Whereas Grant, when making an entry, “would look for someplace in the back of the room to sit,” Sherman “would start slapping people on the back, shaking hands” and immersing himself in camaraderie, Marszalek said.

And it was a trust that ran deep enough that Grant went against his own better judgment in allowing Sherman to carry out his March to the Sea after Atlanta fell in the fall of 1864.

“Neither Lincoln nor Grant wanted Sherman to march to the sea until he took care of (the Confederate forces led by) John Bell Hood,” Marszalek said.

The historian said Sherman’s commander and commander-in-chief were wed to the conventional wisdom of the time.

“The idea of the traditional war from the 19th century was that you, the general, would mass your troops and maneuver them in such a way that allowed your huge number of troops to face a small number of the opponent,” he said.

In theory, he said, that imbalance allowed generals to achieve their military objectives without a battle being fought.

“But it doesn’t work out that way,” Marszalek said.

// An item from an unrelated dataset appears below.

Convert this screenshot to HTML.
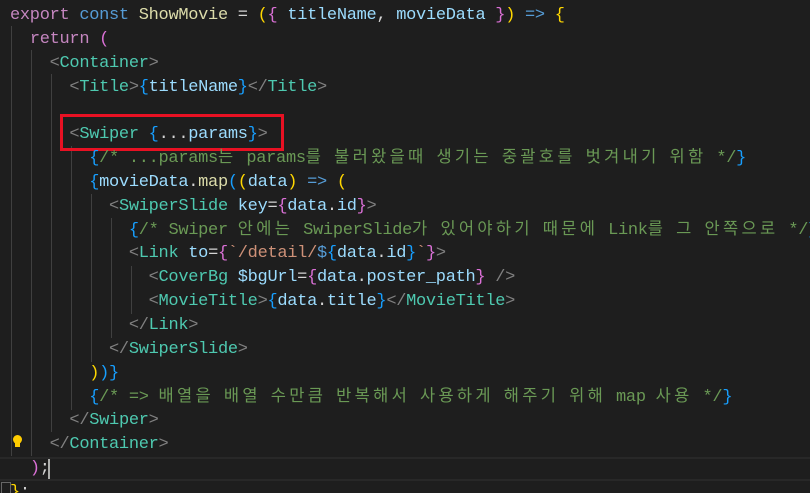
<!DOCTYPE html>
<html><head><meta charset="utf-8"><style>
html,body{margin:0;padding:0;background:#1e1e1e;width:810px;height:493px;overflow:hidden;position:relative}
pre{margin:0;position:absolute;left:10px;top:4px;font-family:"Liberation Mono","Noto Sans CJK KR",monospace;font-size:17px;letter-spacing:-0.3px;line-height:23.85px;color:#d4d4d4;white-space:pre}
pre>div{height:23.85px;overflow:visible}
.k{font-family:"Noto Sans CJK KR","NanumGothic",sans-serif;font-size:16.5px;letter-spacing:3.3px;line-height:0}
.kw{color:#c586c0}.bl{color:#569cd6}.fn{color:#dcdcaa}.v{color:#9cdcfe}.t{color:#4ec9b0}.g{color:#808080}.c{color:#6a9955}
.y{color:#ffd700}.p{color:#da70d6}.b{color:#179fff}.s{color:#ce9178}
.gl{position:absolute;width:1px;background:#404040}
</style></head><body>
<div style="position:absolute;left:0;top:457px;width:810px;height:24px;border-top:2px solid #282828;border-bottom:2px solid #282828;box-sizing:border-box"></div>
<div class="gl" style="left:11px;top:26px;height:430px"></div>
<div class="gl" style="left:31px;top:50px;height:406px"></div>
<div class="gl" style="left:51px;top:74px;height:358px"></div>
<div class="gl" style="left:71px;top:146px;height:264px"></div>
<div class="gl" style="left:91px;top:194px;height:168px"></div>
<div class="gl" style="left:111px;top:218px;height:120px"></div>
<div class="gl" style="left:131px;top:266px;height:48px"></div>
<div style="position:absolute;left:60px;top:114px;width:218px;height:31px;border:3px solid #e81123"></div>
<div style="position:absolute;left:13px;top:435px;width:9px;height:9px;border-radius:50%;background:#ffcc00"></div>
<div style="position:absolute;left:15px;top:443px;width:5px;height:4px;background:#ffcc00"></div>
<div style="position:absolute;left:48px;top:459px;width:2px;height:20px;background:#aeafad"></div>
<div style="position:absolute;left:1px;top:482px;width:10px;height:12px;border:1px solid #666;box-sizing:border-box"></div>
<pre><div><span class="kw">export</span> <span class="bl">const</span> <span class="fn">ShowMovie</span> = <span class="y">(</span><span class="p">{</span> <span class="v">titleName</span>, <span class="v">movieData</span> <span class="p">}</span><span class="y">)</span> <span class="bl">=&gt;</span> <span class="y">{</span></div><div>  <span class="kw">return</span> <span class="p">(</span></div><div>    <span class="g">&lt;</span><span class="t">Container</span><span class="g">&gt;</span></div><div>      <span class="g">&lt;</span><span class="t">Title</span><span class="g">&gt;</span><span class="b">{</span><span class="v">titleName</span><span class="b">}</span><span class="g">&lt;/</span><span class="t">Title</span><span class="g">&gt;</span></div><div> </div><div>      <span class="g">&lt;</span><span class="t">Swiper</span> <span class="b">{</span>...<span class="v">params</span><span class="b">}</span><span class="g">&gt;</span></div><div>        <span class="b">{</span><span class="c">/* ...params<span class="k">는</span> params<span class="k">를</span> <span class="k">불러왔을때</span> <span class="k">생기는</span> <span class="k">중괄호를</span> <span class="k">벗겨내기</span> <span class="k">위함</span> */</span><span class="b">}</span></div><div>        <span class="b">{</span><span class="v">movieData</span>.<span class="fn">map</span><span class="b">(</span><span class="y">(</span><span class="v">data</span><span class="y">)</span> <span class="bl">=&gt;</span> <span class="y">(</span></div><div>          <span class="g">&lt;</span><span class="t">SwiperSlide</span> <span class="v">key</span>=<span class="p">{</span><span class="v">data</span>.<span class="v">id</span><span class="p">}</span><span class="g">&gt;</span></div><div>            <span class="b">{</span><span class="c">/* Swiper <span class="k">안에는</span> SwiperSlide<span class="k">가</span> <span class="k">있어야하기</span> <span class="k">때문에</span> Link<span class="k">를</span> <span class="k">그</span> <span class="k">안쪽으로</span> */</span><span class="b">}</span></div><div>            <span class="g">&lt;</span><span class="t">Link</span> <span class="v">to</span>=<span class="p">{</span><span class="s">`/detail/</span><span class="bl">$</span><span class="b">{</span><span class="v">data</span>.<span class="v">id</span><span class="b">}</span><span class="s">`</span><span class="p">}</span><span class="g">&gt;</span></div><div>              <span class="g">&lt;</span><span class="t">CoverBg</span> <span class="v">$bgUrl</span>=<span class="p">{</span><span class="v">data</span>.<span class="v">poster_path</span><span class="p">}</span> <span class="g">/&gt;</span></div><div>              <span class="g">&lt;</span><span class="t">MovieTitle</span><span class="g">&gt;</span><span class="b">{</span><span class="v">data</span>.<span class="v">title</span><span class="b">}</span><span class="g">&lt;/</span><span class="t">MovieTitle</span><span class="g">&gt;</span></div><div>            <span class="g">&lt;/</span><span class="t">Link</span><span class="g">&gt;</span></div><div>          <span class="g">&lt;/</span><span class="t">SwiperSlide</span><span class="g">&gt;</span></div><div>        <span class="y">)</span><span class="b">)}</span></div><div>        <span class="b">{</span><span class="c">/* =&gt; <span class="k">배열을</span> <span class="k">배열</span> <span class="k">수만큼</span> <span class="k">반복해서</span> <span class="k">사용하게</span> <span class="k">해주기</span> <span class="k">위해</span> map <span class="k">사용</span> */</span><span class="b">}</span></div><div>      <span class="g">&lt;/</span><span class="t">Swiper</span><span class="g">&gt;</span></div><div>    <span class="g">&lt;/</span><span class="t">Container</span><span class="g">&gt;</span></div><div>  <span class="p">)</span>;</div><div><span class="y">}</span>;</div></pre>
</body></html>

In the Civil War, “people are getting killed by the thousands,” he said, including people Sherman had taken a liking to during his years of service in the South.

Convinced the Union “had to win the war,” Marszalek said, Sherman asked the question “how do we do it without killing” in such ghastly numbers.

Sherman’s insight, which has become a staple in military theory, is that it’s possible to do that by destroying not the enemy’s army but the enemy’s financial and logistical ability to support that army.

“People don’t think of (Sherman) that way, but the guy’s a real intellectual,” Marszalek said

In the midst of the war, Sherman exchanged letters about Constitutional Law with U.S. Supreme Court Justice Stephen Field and corresponded about agriculture and history with leaders and leading professors in those fields.

“He could paint, he could write,” Marszalek said, “and he was able to talk to (experts) in their field of specialty.”

With his objective clearly in mind, Sherman “outmaneuvers the Southern Army so he can march through Georgia without much opposition.”

Remembering from his California days the wagon trains that left their supply lines behind and lived off the land, he ordered his army to do the same.

Destroying railways, barns and manufacturing facilities that produce goods and profits used to support the war effort, Sherman established a reputation as a brute that “played right into his hands.”

In a campaign that lasted form Nov. 15-Dec. 22, 1864, “he had so gotten into people’s heads and people’s minds” that he demoralized them, Marszalek said. “In some cases, he’s still there.”

Although the March to the Sea was a cause of much hunger and suffering in the South in the coming year, the campaign’s casualty count was low. The 3,100 deaths over five weeks (an estimated 2,100 of them to Union troops) was a sliver of the 7,800 killed and 46,000 wounded or missing in the three days of battle at Gettysburg.

Next to his “War is hell” quote, Sherman is best known in American history for saying that “if nominated, I shall not run; if elected, I shall not serve.”

“Every four years beginning in 1868, there’s a drive to get Sherman to run for president,” Marszalek said.

Despite a friendly demeanor that would have made him a more attractive candidate than Grant, Sherman hated politics and politicians, Marszalek said.

He instead remained Commanding General of the U.S. Army until 1884, seven years before his detractors believe he left to spend eternity in the place he’d equated with war.

Also on the April 12 program:

  • Jonathan Noyalas, author of "The Battle of Fisher's Hill," will focus on the Union campaign to destroy the breadbasket of the Confederacy in the Shenandoah Valley.
  • Eric A. Jacobson, author of "For Cause and Country," will discuss Confederate Gen. John Bell Hood's disastrous Tennessee Campaign of 1864.
  • Eric J. Wittenberg, author of "Battle of Brandy Station," will establish why that engagement was a turning point for the fortunes of the Union cavalry.